# Exercise objective:
In the listing below, find every line with the string "React" and pull it out.

# Material for this task:
********

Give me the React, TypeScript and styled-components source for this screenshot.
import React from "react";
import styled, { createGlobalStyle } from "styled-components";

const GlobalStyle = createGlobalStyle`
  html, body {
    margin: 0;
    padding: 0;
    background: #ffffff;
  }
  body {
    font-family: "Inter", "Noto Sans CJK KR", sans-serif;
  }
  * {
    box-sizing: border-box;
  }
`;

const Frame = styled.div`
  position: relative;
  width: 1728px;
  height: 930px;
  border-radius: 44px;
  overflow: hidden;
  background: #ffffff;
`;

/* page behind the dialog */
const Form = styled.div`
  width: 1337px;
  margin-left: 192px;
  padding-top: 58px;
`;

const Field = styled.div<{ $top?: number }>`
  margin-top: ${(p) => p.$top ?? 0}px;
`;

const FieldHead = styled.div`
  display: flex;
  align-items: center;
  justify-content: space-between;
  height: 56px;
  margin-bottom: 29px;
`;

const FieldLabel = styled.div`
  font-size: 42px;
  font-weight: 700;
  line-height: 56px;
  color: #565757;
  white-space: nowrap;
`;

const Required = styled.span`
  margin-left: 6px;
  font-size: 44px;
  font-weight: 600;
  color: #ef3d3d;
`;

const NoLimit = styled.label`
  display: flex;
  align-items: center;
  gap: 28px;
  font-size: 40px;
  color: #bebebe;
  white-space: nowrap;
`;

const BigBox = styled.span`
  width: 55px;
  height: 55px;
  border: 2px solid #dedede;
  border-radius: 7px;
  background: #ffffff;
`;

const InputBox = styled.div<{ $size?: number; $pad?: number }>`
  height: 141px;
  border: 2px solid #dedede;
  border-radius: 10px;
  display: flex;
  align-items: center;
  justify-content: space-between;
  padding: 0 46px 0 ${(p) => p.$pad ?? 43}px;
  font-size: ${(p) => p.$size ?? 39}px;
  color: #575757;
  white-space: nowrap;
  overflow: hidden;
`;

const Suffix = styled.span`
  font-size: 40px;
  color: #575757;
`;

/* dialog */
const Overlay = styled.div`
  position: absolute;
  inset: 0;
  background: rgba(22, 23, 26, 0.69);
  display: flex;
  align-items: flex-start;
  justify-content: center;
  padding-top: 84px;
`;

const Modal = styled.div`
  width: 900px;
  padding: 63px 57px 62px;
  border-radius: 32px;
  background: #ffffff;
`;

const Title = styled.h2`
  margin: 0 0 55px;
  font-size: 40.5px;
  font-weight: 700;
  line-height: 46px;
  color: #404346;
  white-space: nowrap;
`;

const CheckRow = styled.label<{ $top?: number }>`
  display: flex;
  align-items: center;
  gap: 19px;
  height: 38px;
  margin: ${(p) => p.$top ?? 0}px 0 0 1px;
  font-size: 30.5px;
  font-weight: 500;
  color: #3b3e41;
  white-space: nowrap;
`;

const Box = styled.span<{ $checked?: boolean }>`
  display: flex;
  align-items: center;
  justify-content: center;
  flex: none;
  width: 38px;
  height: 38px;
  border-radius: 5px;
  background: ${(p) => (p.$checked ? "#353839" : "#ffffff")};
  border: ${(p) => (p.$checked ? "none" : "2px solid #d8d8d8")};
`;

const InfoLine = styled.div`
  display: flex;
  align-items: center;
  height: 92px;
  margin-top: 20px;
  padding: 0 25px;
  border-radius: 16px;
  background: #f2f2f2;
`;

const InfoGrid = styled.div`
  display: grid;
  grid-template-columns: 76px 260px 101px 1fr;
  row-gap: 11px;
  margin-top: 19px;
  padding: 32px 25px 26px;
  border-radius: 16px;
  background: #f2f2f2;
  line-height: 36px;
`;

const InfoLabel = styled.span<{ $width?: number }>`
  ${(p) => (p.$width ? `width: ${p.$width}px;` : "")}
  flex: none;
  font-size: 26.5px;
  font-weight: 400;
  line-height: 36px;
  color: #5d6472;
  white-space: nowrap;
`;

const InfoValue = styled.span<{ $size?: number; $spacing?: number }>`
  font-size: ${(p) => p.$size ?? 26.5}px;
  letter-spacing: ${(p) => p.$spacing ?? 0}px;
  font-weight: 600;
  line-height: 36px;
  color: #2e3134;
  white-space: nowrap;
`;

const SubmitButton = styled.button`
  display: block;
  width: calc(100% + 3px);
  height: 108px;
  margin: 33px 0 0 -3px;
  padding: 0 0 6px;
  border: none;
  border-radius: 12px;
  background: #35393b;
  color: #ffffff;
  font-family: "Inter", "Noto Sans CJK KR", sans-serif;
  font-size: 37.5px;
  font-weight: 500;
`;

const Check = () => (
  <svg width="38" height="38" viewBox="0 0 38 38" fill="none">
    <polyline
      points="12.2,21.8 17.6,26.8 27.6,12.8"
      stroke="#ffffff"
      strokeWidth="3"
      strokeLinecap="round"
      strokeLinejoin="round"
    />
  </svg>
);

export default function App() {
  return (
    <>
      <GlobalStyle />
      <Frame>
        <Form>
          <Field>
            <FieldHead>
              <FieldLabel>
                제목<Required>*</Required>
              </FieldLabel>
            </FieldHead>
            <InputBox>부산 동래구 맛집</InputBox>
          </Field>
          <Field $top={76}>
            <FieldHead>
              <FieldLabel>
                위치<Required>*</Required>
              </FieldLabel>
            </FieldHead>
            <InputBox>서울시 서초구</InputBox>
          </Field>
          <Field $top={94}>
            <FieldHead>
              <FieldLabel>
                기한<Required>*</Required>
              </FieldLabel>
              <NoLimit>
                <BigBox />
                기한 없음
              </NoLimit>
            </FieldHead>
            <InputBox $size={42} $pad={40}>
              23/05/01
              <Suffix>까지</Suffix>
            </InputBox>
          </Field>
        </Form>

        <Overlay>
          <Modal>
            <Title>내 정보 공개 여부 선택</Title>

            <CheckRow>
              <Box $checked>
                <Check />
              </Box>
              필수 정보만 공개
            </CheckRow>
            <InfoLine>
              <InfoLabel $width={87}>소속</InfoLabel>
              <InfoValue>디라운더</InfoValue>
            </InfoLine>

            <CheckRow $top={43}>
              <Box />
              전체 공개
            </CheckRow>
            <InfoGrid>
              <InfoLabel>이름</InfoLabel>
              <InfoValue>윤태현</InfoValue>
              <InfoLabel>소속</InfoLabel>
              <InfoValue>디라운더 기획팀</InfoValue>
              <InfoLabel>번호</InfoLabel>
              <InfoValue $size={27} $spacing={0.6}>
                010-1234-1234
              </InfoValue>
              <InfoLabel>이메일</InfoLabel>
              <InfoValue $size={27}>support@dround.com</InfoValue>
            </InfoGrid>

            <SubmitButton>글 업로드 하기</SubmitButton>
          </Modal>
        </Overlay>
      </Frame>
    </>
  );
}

********

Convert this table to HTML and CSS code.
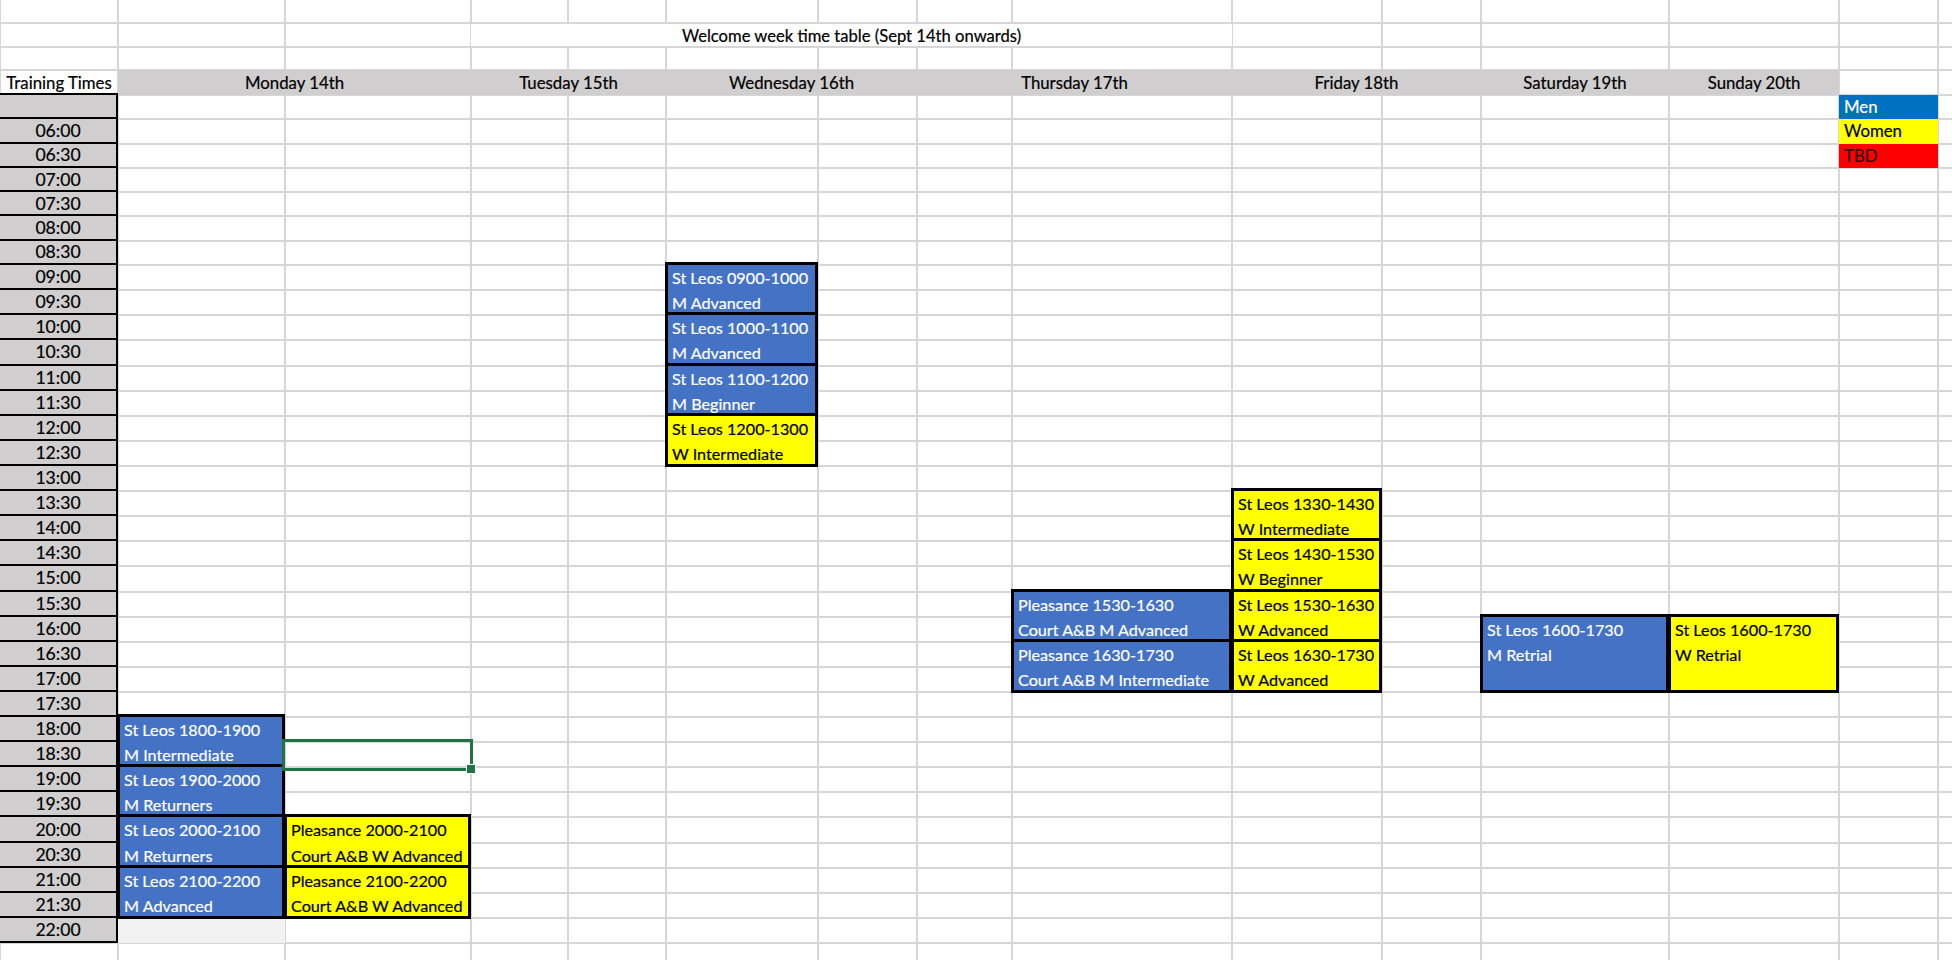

********

# Expected output:
Give me the React, TypeScript and styled-components source for this screenshot.
import React from "react";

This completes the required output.